This is a variant of How can I communicate my preference to stay where I am now in my career path, and not move "up"?, with a key difference: the original question is about not wanting to move into management:
At several points in my career, I have faced propositions to diverge my career onto project management. I really don't want to ever do anything other than write code, and am not interested in anything that does not involve programming most of the time.
At the company I work at, moving into management is not a promotion: it is a lateral move. Promotions are exclusively within the same area: you can be promoted as an engineer/individual contributor (for designers etc.) to a higher level, or you can move to management and then be promoted as a manager. Therefore, the question, which is titled to be a bit broader than its content, doesn't apply to my situation.
The company that I work at has different "levels" for software engineers. All internal resources and actions by my manager suggest that it's expected that you want to advance through them: you're asked fairly frequently about what's holding you back from attaining the next level, how you'd like to work towards the next level, etc.
But, I don't really want a promotion to a higher level of software engineer. To me, it seems like it would lead to more stress due to the requisite higher expectations at higher levels, and I already make more than enough money (>$200k) for my lifestyle (Dual Income, No Kids and fairly minimalist) at my relatively low level. I'd be fine just getting the minimum typical inflation-matching raise forever.

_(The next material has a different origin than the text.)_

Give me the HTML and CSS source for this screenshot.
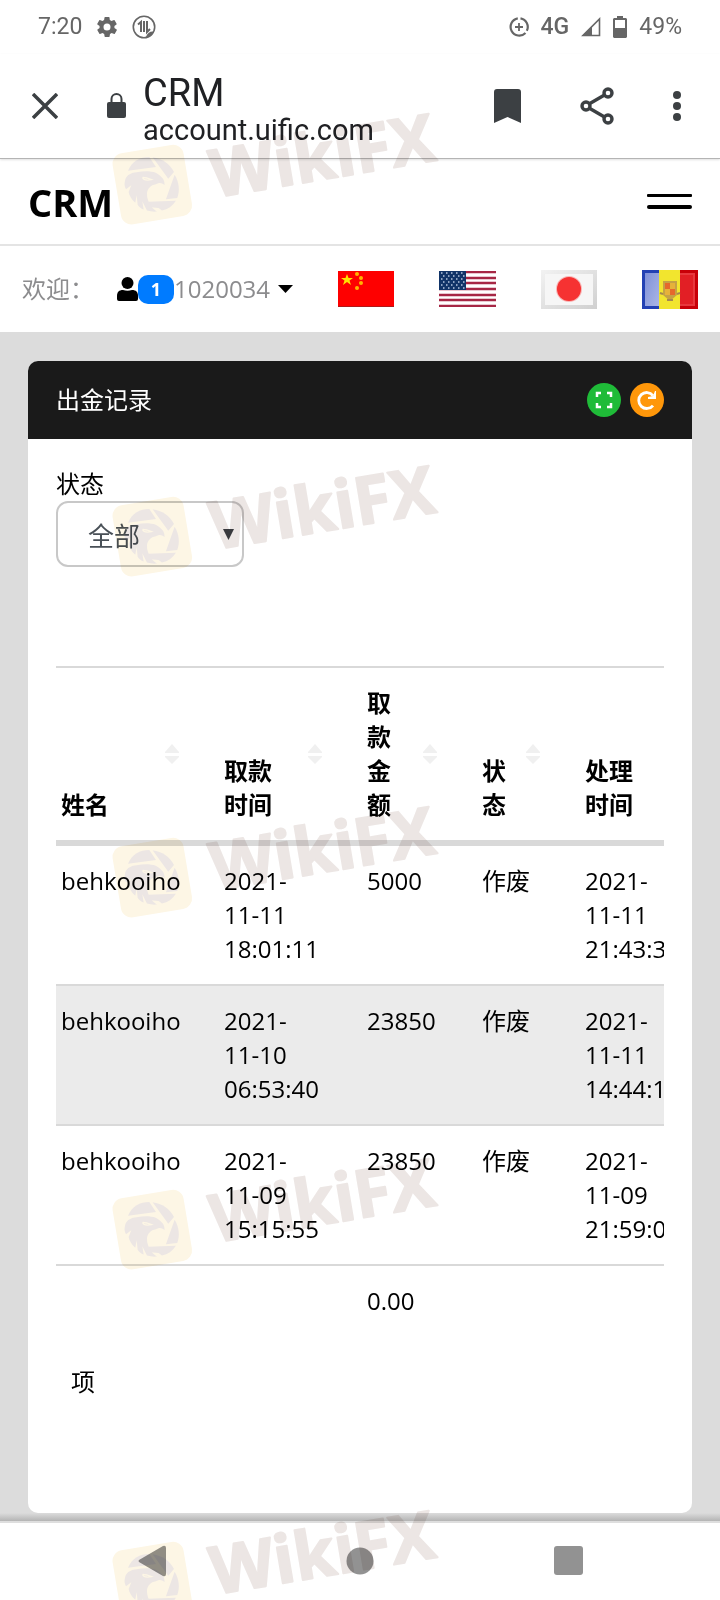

So, I'd rather just stay where I am: as I improve and become more efficient, I'd rather work fewer hours while getting the amount of things done. By corporate policy, this should be fine, as the company ostensively only cares about the impact that your work had, relative to the expectations for your level. Butt-in-seat time is irrelevant.
The entire company culture seems counter to this, though. How do I bring it up when my manager asks about my plans for moving up?
It's supposedly fine to just "meet expectations" forever according to official documentation, which would mean you were never promoted, but I'm constantly asked what I'm doing to exceed expectations and get promoted.